Painting and multimedia
Brooks' first solo exhibition, The Whole Story,  was held at the Risk Press Gallery in Los Angeles in 2006. It featured a series of "rich, segmented" paintings which investigated the role of women as artists and models. Brooks used erotic imagery and fragmentation to examine the historical glorification of women's bodies to present the female image within a feminist representation. 

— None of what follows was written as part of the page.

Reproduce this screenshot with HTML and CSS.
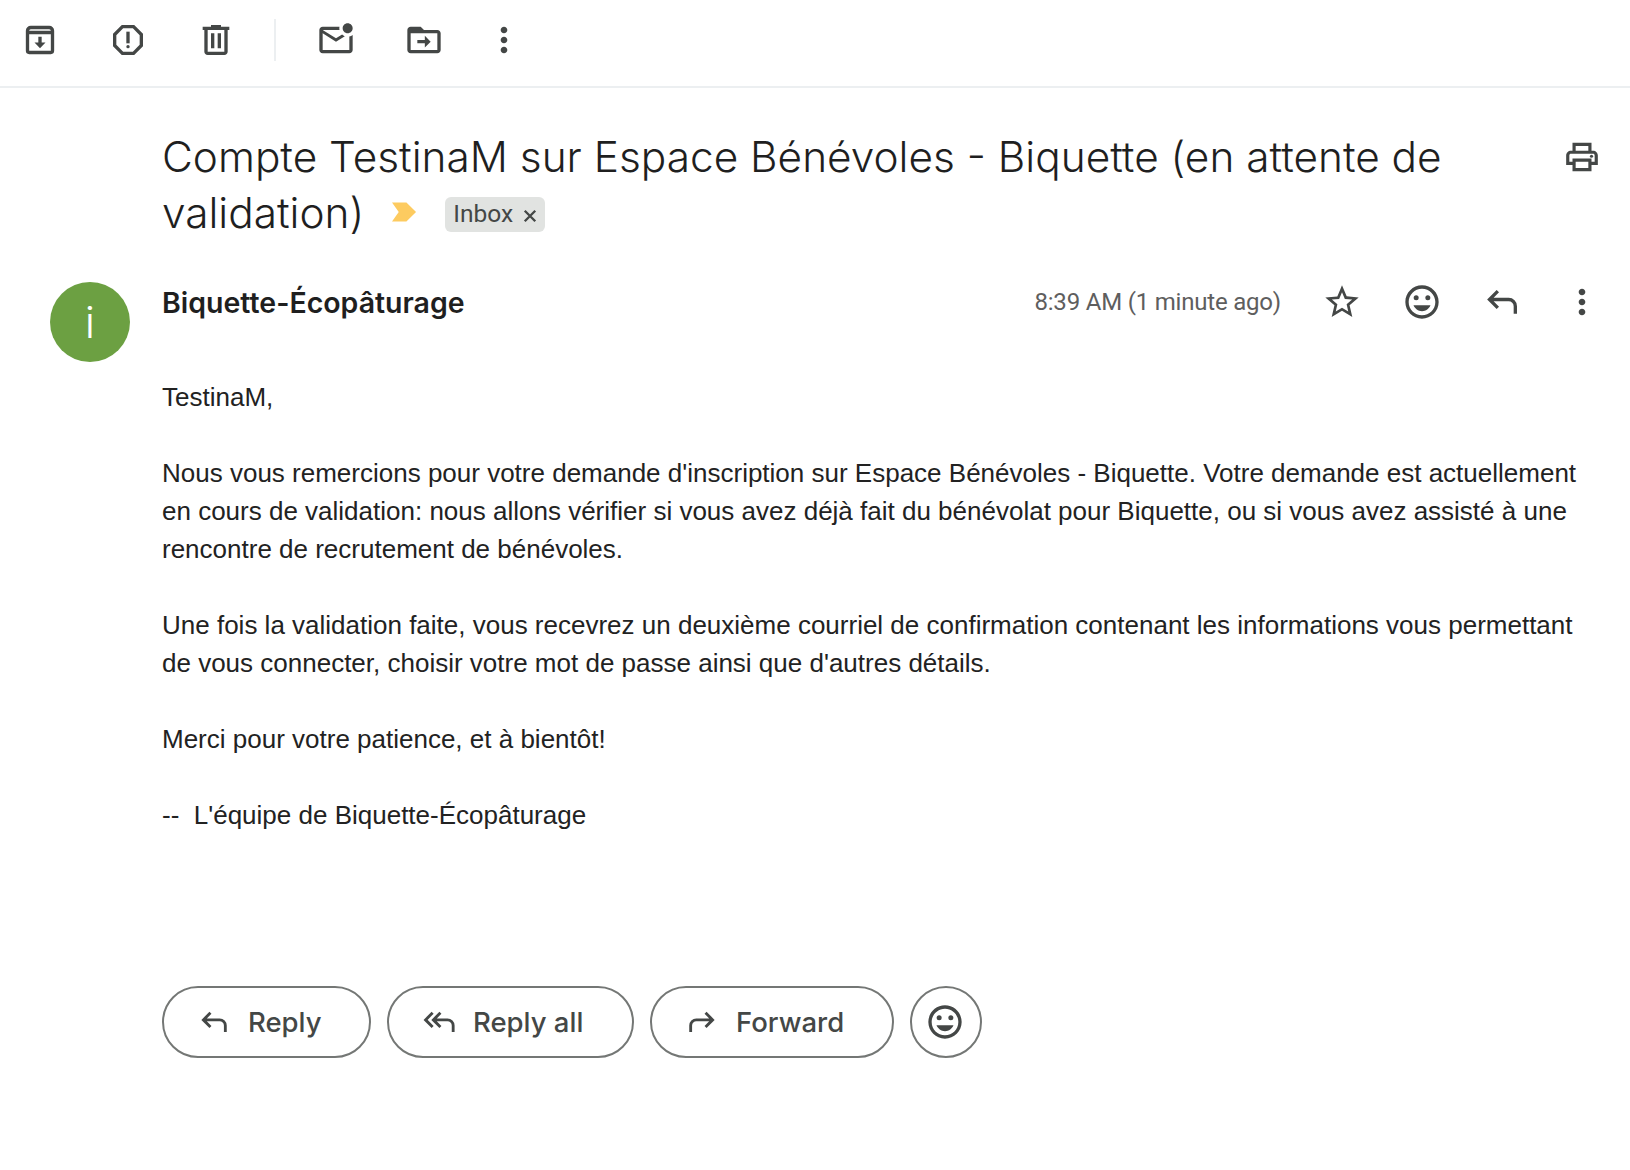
FILE: index.html
```html
<!DOCTYPE html>
<html lang="fr">
<head>
<meta charset="utf-8" />
<title>Compte TestinaM sur Espace Bénévoles - Biquette</title>
<link rel="stylesheet" href="styles.css">
</head>
<body>
<div class="toolbar">
	<svg class="tool" viewBox="0 0 24 24"><path class="line" d="M4.5 8V18.5a1 1 0 0 0 1 1h13a1 1 0 0 0 1-1V8M4.5 7.500V6.500a2 2 0 0 1 2-2h11a2 2 0 0 1 2 2v1zM4.500 7.500h15"/><path d="M11 10h2v3.500h2.300L12 17l-3.300-3.500H11z"/></svg>
	<svg class="tool" viewBox="0 0 24 24"><path d="M15.73 3H8.27L3 8.27v7.46L8.27 21h7.46L21 15.73V8.27L15.73 3zM19 14.9L14.9 19H9.1L5 14.9V9.1L9.1 5h5.8L19 9.1v5.8z"/><circle cx="12" cy="16" r="1"/><path d="M11 7h2v7h-2z"/></svg>
	<svg class="tool" viewBox="0 0 24 24"><path d="M15 4V3H9v1H4v2h1v13c0 1.1.9 2 2 2h10c1.1 0 2-.9 2-2V6h1V4h-5zm2 15H7V6h10v13zM9 8h2v9H9zm4 0h2v9h-2z"/></svg>
	<span class="sep"></span>
	<svg class="tool" viewBox="0 0 24 24"><path d="M22 8.98V18c0 1.1-.9 2-2 2H4c-1.1 0-2-.9-2-2V6c0-1.1.9-2 2-2h10.1c-.06.32-.1.66-.1 1 0 .34.04.68.1 1H4l8 5 3.67-2.29c.47.43 1.02.76 1.63.98L12 13 4 8v10h16V9.9c.74-.15 1.42-.48 2-.92zM16 5c0 1.66 1.34 3 3 3s3-1.34 3-3-1.34-3-3-3-3 1.34-3 3z"/></svg>
	<svg class="tool tool-move" viewBox="0 0 24 24"><path fill-rule="evenodd" d="M20 6h-8l-2-2H4c-1.100 0-1.990.9-1.990 2L2 18c0 1.100.9 2 2 2h16c1.100 0 2-.9 2-2V8c0-1.100-.9-2-2-2zm0 12H4V8h16v10zM12.500 9.500l3.500 3.500-3.500 3.500v-2.500H8v-2h4.500z"/></svg>
	<svg class="tool" viewBox="0 0 24 24"><path d="M12 8c1.100 0 2-.9 2-2s-.9-2-2-2-2 .9-2 2 .9 2 2 2zm0 2c-1.100 0-2 .9-2 2s.9 2 2 2 2-.9 2-2-.9-2-2-2zm0 6c-1.100 0-2 .9-2 2s.9 2 2 2 2-.9 2-2-.9-2-2-2z"/></svg>
</div>

<div class="subject">
	<h1 class="title">
		<span class="title-line">Compte TestinaM sur Espace Bénévoles - Biquette (en attente de</span>
		<span class="title-line title-last">
			<span>validation)</span>
			<svg class="marker" viewBox="0 0 26 20"><path d="M0 0h15l10 10-10 10H0l7-10z"/></svg>
			<span class="label"><span>Inbox</span><svg class="x" viewBox="0 0 12 12"><path d="M1.500 1.500l9 9M10.500 1.500l-9 9"/></svg></span>
		</span>
	</h1>
	<svg class="print" viewBox="0 0 24 24"><path d="M19 8h-1V3H6v5H5c-1.660 0-3 1.340-3 3v6h4v4h12v-4h4v-6c0-1.660-1.340-3-3-3zM8 5h8v3H8V5zm8 14H8v-4h8v4zm2-4v-2H6v2H4v-4c0-.55.45-1 1-1h14c.55 0 1 .45 1 1v4h-2z"/><circle cx="18" cy="11.500" r="1"/></svg>
</div>

<div class="msg">
	<div class="avatar">i</div>
	<div class="main">
		<div class="from">
			<span class="name">Biquette-Écopâturage</span>
			<span class="time">8:39 AM (1 minute ago)</span>
			<svg class="act" viewBox="0 0 24 24"><path d="M22 9.240l-7.190-.62L12 2 9.190 8.630 2 9.240l5.460 4.730L5.820 21 12 17.270 18.180 21l-1.630-7.030L22 9.240zM12 15.400l-3.760 2.270 1-4.280-3.320-2.880 4.380-.38L12 6.100l1.710 4.040 4.380.38-3.320 2.880 1 4.280L12 15.400z"/></svg>
			<svg class="act" viewBox="0 0 24 24"><path d="M11.990 2C6.470 2 2 6.480 2 12s4.470 10 9.990 10C17.520 22 22 17.520 22 12S17.520 2 11.990 2zM12 20c-4.420 0-8-3.580-8-8s3.580-8 8-8 8 3.580 8 8-3.580 8-8 8z"/><circle cx="15.500" cy="9.500" r="1.500"/><circle cx="8.500" cy="9.500" r="1.500"/><path d="M12 17.500c2.330 0 4.300-1.460 5.110-3.500H6.890c.81 2.040 2.780 3.500 5.110 3.500z"/></svg>
			<svg class="act" viewBox="0 0 24 24"><path class="line" d="M20 19v-4.500a4 4 0 0 0-4-4H4.500M9.500 5.500l-5 5 5 5"/></svg>
			<svg class="act" viewBox="0 0 24 24"><path d="M12 8c1.100 0 2-.9 2-2s-.9-2-2-2-2 .9-2 2 .9 2 2 2zm0 2c-1.100 0-2 .9-2 2s.9 2 2 2 2-.9 2-2-.9-2-2-2zm0 6c-1.100 0-2 .9-2 2s.9 2 2 2 2-.9 2-2-.9-2-2-2z"/></svg>
		</div>
		<div class="text">
			<p>TestinaM,</p>
			<p>Nous vous remercions pour votre demande d'inscription sur Espace Bénévoles - Biquette. Votre demande est actuellement<br>en cours de validation: nous allons vérifier si vous avez déjà fait du bénévolat pour Biquette, ou si vous avez assisté à une<br>rencontre de recrutement de bénévoles.</p>
			<p>Une fois la validation faite, vous recevrez un deuxième courriel de confirmation contenant les informations vous permettant<br>de vous connecter, choisir votre mot de passe ainsi que d'autres détails.</p>
			<p>Merci pour votre patience, et à bientôt!</p>
			<p>--&nbsp; L'équipe de Biquette-Écopâturage</p>
		</div>
		<div class="buttons">
			<a class="btn btn-reply"><svg viewBox="0 0 24 24"><path class="line" d="M20 19v-4.500a4 4 0 0 0-4-4H4.500M9.500 5.500l-5 5 5 5"/></svg>Reply</a>
			<a class="btn btn-all"><svg viewBox="0 0 24 24"><path class="line" d="M22 19v-4.500a4 4 0 0 0-4-4H9M13 5.500l-5 5 5 5M7.500 5.500l-5 5 5 5"/></svg>Reply all</a>
			<a class="btn btn-fwd"><svg viewBox="0 0 24 24"><path class="line" d="M4 19v-4.500a4 4 0 0 1 4-4h11.500M14.500 5.500l5 5-5 5"/></svg>Forward</a>
			<a class="btn btn-emoji"><svg viewBox="0 0 24 24"><path d="M11.990 2C6.470 2 2 6.480 2 12s4.470 10 9.990 10C17.520 22 22 17.520 22 12S17.520 2 11.990 2zM12 20c-4.420 0-8-3.580-8-8s3.580-8 8-8 8 3.580 8 8-3.580 8-8 8z"/><circle cx="15.500" cy="9.500" r="1.500"/><circle cx="8.500" cy="9.500" r="1.500"/><path d="M12 17.500c2.330 0 4.300-1.460 5.110-3.500H6.890c.81 2.040 2.780 3.500 5.110 3.500z"/></svg></a>
		</div>
	</div>
</div>
</body>
</html>
```

FILE: styles.css
```css
* {box-sizing:border-box;}
html,body {margin:0;padding:0;background:#fff;}
body {color:#202124;font-family:"Liberation Sans",Arial,sans-serif;overflow:hidden;}
svg {fill:#444746;flex:none;}
.line {fill:none;stroke:#444746;stroke-width:2;}

.toolbar {display:flex;align-items:center;height:88px;padding:0 0 6px 20px;border-bottom:2px solid #eceff1;}
.tool {width:40px;height:40px;margin-right:48px;}
.tool-move {margin-right:40px;}
.sep {width:2px;height:42px;background:#eceff1;margin:0 40px 0 -10px;}

.subject {display:flex;justify-content:space-between;padding:41px 29px 0 162px;}
.title {margin:0;font-family:Inter,sans-serif;font-weight:350;font-size:42.35px;line-height:56px;color:#1f1f1f;white-space:nowrap;}
.title-line {display:block;}
.title-last {display:flex;align-items:center;}
.marker {width:25px;height:20px;fill:#fdcb60;margin:-2px 28px 0 28px;}
.label {display:flex;align-items:center;height:35px;margin-top:2px;padding:0 8px;background:#e1e3e1;border-radius:6px;font-family:Roboto,sans-serif;font-weight:400;font-size:24.5px;color:#444746;}
.x {width:14px;height:14px;margin:3px 0 0 10px;fill:none;stroke:#444746;stroke-width:2;}
.print {width:38px;height:38px;margin-top:9px;}

.msg {display:flex;padding:41px 0 0 50px;}
.avatar {flex:none;width:80px;height:80px;border-radius:50%;background:#6ca042;color:#fff;font-family:Inter,sans-serif;font-size:44px;font-weight:300;line-height:80px;text-align:center;}
.main {flex:1;margin-left:32px;padding-right:28px;}
.from {display:flex;align-items:center;height:40px;}
.name {font-family:Inter,sans-serif;font-weight:600;font-size:28.5px;color:#1f1f1f;margin-right:auto;}
.time {font-family:Roboto,sans-serif;font-size:24px;letter-spacing:-.2px;color:#5e5e5e;margin-right:41px;}
.act {width:40px;height:40px;margin-left:40px;}
.time + .act {margin-left:0;}

.text {margin-top:56px;font-size:26px;line-height:38px;color:#222;}
.text p {margin:0 0 38px 0;}

.buttons {display:flex;gap:16px;margin-top:152px;}
.btn {display:flex;align-items:center;height:72px;border:2px solid #747775;border-radius:36px;padding-left:33px;font-family:Inter,sans-serif;font-weight:500;font-size:27.5px;color:#444746;}
.btn svg {width:34px;height:34px;margin-right:17px;}
.btn-reply {width:209px;}
.btn-all {width:247px;}
.btn-fwd {width:244px;}
.btn-emoji {width:72px;padding:0 2px 0 0;justify-content:center;}
.btn-emoji svg {width:40px;height:40px;margin:0;}
```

Brooks' second solo show, Mom's Friends, explored the feminism of the early 1960s and 1970s.  The paintings in the exhibit were based on her mother and her friends in Marin County, California. In addition to original photographs, Brooks shot recreations, using friends and models in vintage clothing. Leah Lehmbeck in The Huffington Post wrote:  "Brooks creates an aesthetic of memory through the familiar, carefully framed, high contrast visions found in a photo album." Valli Herman of the Los Angeles Times wrote: "Brooks explores issues of feminine identity, nostalgia, and womanhood in a series of oil and gouache portraits based on photos of her mother and her fashionable 1970s friends from Brooks’ Mill Valley, California childhood."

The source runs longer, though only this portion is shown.